Wednesday, August 08, 2012

Vulgarity in the Kitchen.


Yesterday’s post on ‘Caviare to the Vulgar’ got me thinking about other vulgar acts in the kitchen. I give you a few opinions from cookery books of the past, and leave you to decide whether the authors intend their usage of ‘vulgar’ to mean ‘of or about the ‘ordinary, common, uneducated, or ignorant’, or about ‘lacking in refinement or good taste.’ Or perhaps, in some eyes, the two are synonymous?

Steaks: The next best steaks are those cut from the middle of a Rump, that has been killed at least four days in moderate weather – much longer in cold weahter, - when they can be cut about six inches long, four inches wide, and half an inch thick: do not beat them, which vulgar trick breaks the cells in which the Gravy of the meat is contained, and it becomes dry and tasteless.
Cook’s Oracle, (1836) by William Kitchiner.

To fry bacon in a frying pan is the most wasteful way it can be dressed, and is now considered to be both vulgar and discreditable.
Gentility and economy combined, being cookery confectionary and pickling, to which are added the best methods of preserving fruits and the art of sugar boiling (1850) by George Read

[On the garnishing of trifles] … garnish with a few light sprigs of flowers of fine colours, or a few bits of very clear currant-jelly stuck into snow-white whip, or a sprinkling of Harlequin-comfits.
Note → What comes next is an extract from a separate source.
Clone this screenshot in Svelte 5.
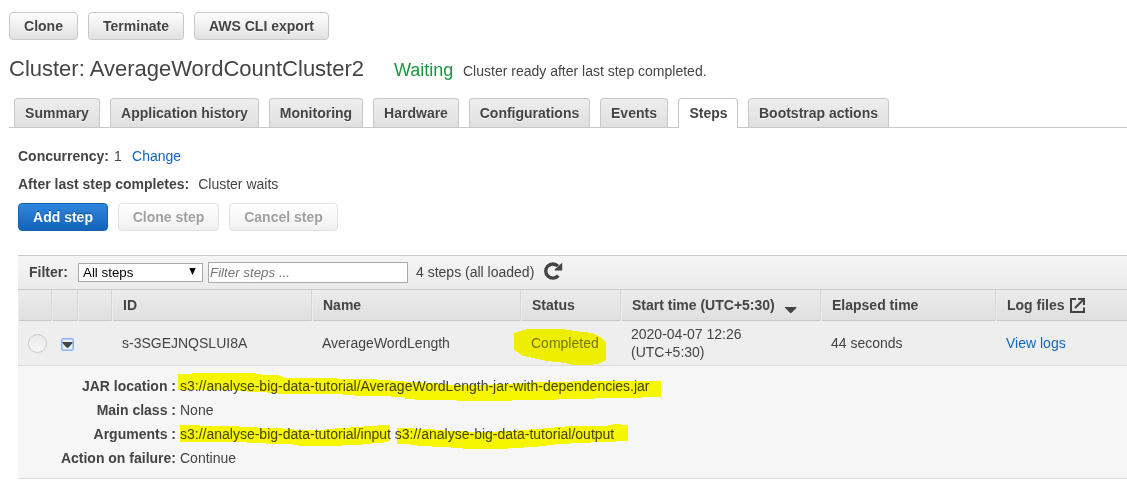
<script>
  const tabs = [
    ['Summary', 86], ['Application history', 149], ['Monitoring', 94], ['Hardware', 86],
    ['Configurations', 121], ['Events', 68], ['Steps', 60], ['Bootstrap actions', 141]
  ];
  const details = [
    ['JAR location :', 's3://analyse-big-data-tutorial/AverageWordLength-jar-with-dependencies.jar'],
    ['Main class :', 'None'],
    ['Arguments :', 's3://analyse-big-data-tutorial/input s3://analyse-big-data-tutorial/output'],
    ['Action on failure:', 'Continue']
  ];
  const marks = [
    '514,333 520,331 528,329 563,329 575,331 592,333 600,337 606,343 606,360 598,364 590,365 573,365 565,363 547,361 533,358 523,356 514,350',
    '178,374 191,374 192,373 255,373 256,374 268,375 277,375 283,377 284,378 333,378 340,379 370,379 397,381 430,383 453,385 480,385 503,384 543,382 603,381 661,381 661,397 642,397 641,398 595,398 594,399 557,399 556,400 512,400 511,401 457,401 456,400 424,400 405,399 404,397 377,396 367,396 343,395 342,394 278,394 277,393 237,391 236,390 178,390',
    '180,425 198,425 199,426 238,426 239,427 277,428 300,430 320,430 340,428 360,427 367,426 377,426 377,425 390,425 390,441 382,443 362,444 361,445 342,445 341,446 299,446 298,445 287,444 266,444 265,443 228,442 180,442',
    '397,428 430,429 450,431 483,432 510,431 537,429 572,426 603,426 613,425 613,424 621,424 621,425 628,425 628,441 603,442 578,443 547,445 546,446 517,448 508,448 507,449 463,449 462,448 439,447 410,445 409,444 397,444'
  ];
</script>

<main>
  <div class="actions">
    <button style:width="69px">Clone</button>
    <button style:width="96px">Terminate</button>
    <button style:width="135px">AWS CLI export</button>
  </div>
  <header>
    <h1>Cluster: AverageWordCountCluster2</h1>
    <span class="state">Waiting</span>
    <span class="reason">Cluster ready after last step completed.</span>
  </header>
  <nav>
    {#each tabs as [name, w]}
      <div class="tab" class:active={name === 'Steps'} style:width="{w}px">{name}</div>
    {/each}
  </nav>
  <section class="panel">
    <p class="info"><b>Concurrency:</b><span class="one">1</span><a href="#change">Change</a></p>
    <p class="info"><b>After last step completes:</b><span class="waits">Cluster waits</span></p>
    <div class="actions steps">
      <button class="primary" style:width="90px">Add step</button>
      <button class="off" style:width="101px">Clone step</button>
      <button class="off" style:width="109px">Cancel step</button>
    </div>
    <div class="filter">
      <b>Filter:</b>
      <div class="select"><span>All steps</span><svg width="7" height="7" viewBox="0 0 7 7"><path d="M0.3 0h6.4L3.5 7z" fill="#000" /></svg></div>
      <div class="input">Filter steps ...</div>
      <span class="count">4 steps (all loaded)</span>
      <svg class="refresh" width="20" height="20" viewBox="0 0 20 20"><path d="M15.3 14.6A7.1 7.1 0 1 1 15 5.2" fill="none" stroke="#444" stroke-width="3.4" /><path d="M19.2 1.8v7.6h-7.4v-1.2l2.6-2 2.2-2.2z" fill="#444" /></svg>
    </div>
    <div class="grid head">
      <div></div><div></div><div></div>
      <div>ID</div><div>Name</div><div>Status</div>
      <div>Start time (UTC+5:30)<svg class="sort" width="12" height="6" viewBox="0 0 12 6"><path d="M0 0h11.5v0.7L6.4 6H5.2L0 0.7z" fill="#444" /></svg></div>
      <div>Elapsed time</div>
      <div>Log files<svg class="ext" width="15" height="15" viewBox="0 0 15 15"><path d="M6 1H1v13h13V9.5" fill="none" stroke="#444" stroke-width="2" /><path d="M5 10L13 2M8 1h6v6" fill="none" stroke="#444" stroke-width="2" /></svg></div>
    </div>
    <div class="grid row">
      <div><i class="radio"></i></div>
      <div><i class="toggle"><svg width="11" height="6" viewBox="0 0 11 6"><path d="M0.5 0h10v1L6.3 5.8H4.7L0.5 1z" fill="#444" /></svg></i></div>
      <div></div>
      <div>s-3SGEJNQSLUI8A</div><div>AverageWordLength</div><div class="done">Completed</div>
      <div class="date">2020-04-07 12:26<br />(UTC+5:30)</div>
      <div>44 seconds</div><div><a href="#logs">View logs</a></div>
    </div>
    <dl>
      {#each details as [label, value]}
        <dt>{label}</dt><dd>{value}</dd>
      {/each}
    </dl>
  </section>
  <svg class="marker" width="1127" height="484" viewBox="0 0 1127 484">
    {#each marks as points}<polygon {points} fill="#ff0" shape-rendering="crispEdges" />{/each}
  </svg>
</main>

<style>
  :global(body) { background: #fff; overflow: hidden; }
  * { box-sizing: border-box; }
  main { position: relative; width: 1127px; height: 484px; overflow: hidden; background: #fff; padding: 12px 0 0 9px; font: 14px/18px "Liberation Sans", Arial, sans-serif; color: #444; white-space: nowrap; }
  .actions { display: flex; gap: 10px; }
  button { height: 28px; padding: 0; border: 1px solid #c8c8c8; border-radius: 4px; background: linear-gradient(#fff, #e0e0e0) border-box; color: #444; font: bold 14px/18px "Liberation Sans", Arial, sans-serif; white-space: nowrap; text-shadow: 0 1px 0 #fff; }
  button.primary { background: linear-gradient(#2f86dc, #1264b8); border-color: #1463b1; color: #fff; text-shadow: 0 -1px 0 #0a4a90; }
  button.off { color: #a0a0a0; border-color: #e1e1e1; background: linear-gradient(#fff, #f0f0f0); }
  header { display: flex; align-items: baseline; height: 58px; padding-top: 14px; }
  h1 { margin: 0; width: 385px; font-size: 22px; line-height: 30px; font-weight: normal; }
  .state { width: 69px; font-size: 18px; color: #1a9641; }
  nav { display: flex; gap: 10px; height: 30px; padding-left: 5px; border-bottom: 1px solid #c8c8c8; }
  .tab { height: 29px; border: 1px solid #c8c8c8; border-bottom: 0; border-radius: 4px 4px 0 0; background: linear-gradient(#eee, #dfdfdf); font-weight: bold; text-align: center; line-height: 29px; text-shadow: 0 1px 0 #fff; }
  .tab.active { height: 30px; background: #fff; padding-left: 1px; }
  .panel { padding: 19px 0 0 9px; }
  .info { display: flex; margin: 0 0 10px; height: 18px; }
  .one { margin-left: 5px; width: 18px; }
  .waits { margin-left: 9px; }
  a { color: #1166bb; text-decoration: none; }
  .steps { margin-bottom: 24px; }
  .filter { display: flex; align-items: center; height: 34px; border-top: 1px solid #c9c9c9; background: linear-gradient(#f5f5f5, #ebebeb); padding-left: 11px; }
  .filter b { width: 49px; margin-top: -2px; }
  .select { display: flex; align-items: center; justify-content: space-between; width: 125px; height: 19px; margin-right: 5px; padding: 0 6px 0 4px; border: 1px solid #a9a9a9; background: #fff; color: #000; font-size: 13.333px; }
  .select svg { margin-top: -2px; }
  .input { width: 200px; height: 21px; border: 1px solid #a9a9a9; background: #fff; padding-left: 1px; line-height: 19px; color: #757575; font-style: italic; font-size: 13.333px; }
  .count { width: 127px; margin: -2px 0 0 8px; }
  .refresh { margin-top: -3px; }
  .grid { display: grid; grid-template-columns: 34px 26px 34px 200px 209px 100px 200px 175px 1fr; }
  .head { height: 32px; border: solid #c8c8c8; border-width: 1px 0; background: linear-gradient(#ececec, #dfdfdf); font-weight: bold; }
  .head > div { padding-left: 11px; border-right: 1px solid #d6d6d6; box-shadow: inset 1px 0 #ededed; line-height: 31px; }
  .head > div:last-child { border-right: 0; }
  .sort { margin-left: 10px; vertical-align: -3px; }
  .ext { margin-left: 5px; vertical-align: -3px; }
  .row { height: 45px; border-bottom: 1px solid #ddd; background: #eee; align-items: center; }
  .row > div { padding-left: 10px; }
  .row > div:nth-child(2) { padding-left: 9px; }
  .row .done { color: #777; }
  .radio { display: block; width: 19px; height: 19px; margin-top: 1px; border: 1px solid #c8c8c8; border-radius: 50%; background: linear-gradient(#eaeaea, #f6f6f6); }
  .toggle { display: flex; align-items: center; justify-content: center; width: 13px; height: 13px; margin-top: 2px; border: 1px solid #8ab4f4; border-radius: 2px; box-shadow: inset 0 0 0 1px #aecbfa; background: #eee; }
  .toggle svg { flex: none; margin-top: 2px; }
  dl { display: grid; grid-template-columns: 158px 1fr; grid-auto-rows: 24px; column-gap: 4px; height: 113px; margin: 0; padding-top: 8px; line-height: 24px; background: #f6f6f6; border-bottom: 1px solid #ddd; }
  dt { font-weight: bold; text-align: right; }
  dd { margin: 0; }
  .marker { position: absolute; left: 0; top: 0; mix-blend-mode: multiply; }
</style>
This last we consider vulgar, but it is still in frequent use.
The Cook and Housewife's Manual (1847), by Christian Isobel Johnstone

[On the closing of pies] Fill, cover, wet the edges, and close them neatly. There is no occasion to pinch them, it is vulgar; smooth and ornament them well; put them into a quick oven.
As raised pies are difficult for the beginner, small ones ought to be first attempted, and made larger as knowledge is attained. Never make them of pieces of paste: the method is slovenly, and the pies are vulgar.

As our recipe for the day, I think we need a simple, elegant dish after all that vulgarity, don’t we?

Delicious Pudding.
The farina of potatoes, or potato starch, is said to make an elegant pudding. The following are the ingredients: To one quart of boiled milk, add, gradually, as in making mush, a quarter of a pound of potato flour, well pulverized, a quarter of a pound of sugar, and a little butter; when cold add three eggs, and bake half an hour. When well prepared, and properly cooked, it is delicious eating.
American Farmer (1825)

Quotation for the Day.

N.B If your Butcher sends Steaks which are not Tender, we do not insist that you should object to let him be Beaten.
Cook’s Oracle, (1836) by William Kitchiner.

7 comments:

Anonymous said...

If cooking bacon in a frying pan is vulgar, pray tell how are we to cook it?
Sandra

The Old Foodie said...

I think the genteel way was to grill (broil) it :)
I admit that when it comes to cooking bacon, I am vulgar. And you?

Allhailthe Bluewhaleshit said...

I am so offaly pleased to be vulgar :)

Mizz Harpy said...

Augghh! I grew up eating vulgar bacon! I must have been reformed and refined somewhere along the way because I oven fry it now but only because it avoids the mess caused by pan frying.

The potato pudding looks good. Thanks for posting.

The Old Foodie said...

I think there are a lot of us vulgar bacon cooks out there. oven-cooking sounds like a good idea.

Dale said...

Harlequin comfits: I have a hunch that this was about the time comfits based around seeds lost the seed and became just brightly coloured sugar and starch balls like modern Hundreds and Thousands.
Or maybe it was a product like modern Dutch vruchtenhagel, which is coloured and fruit-flavoured sugar sprinkles.

Comfits based round seeds are still in use in the Netherlands, where they are called muisjes, because they look like mouse droppings. Love the Dutch sense of humour.

The Old Foodie said...

Hello Dale, i think you may be right about the seedless comfits. I love the idea of " mouse droppings" - thanks so much for sharing!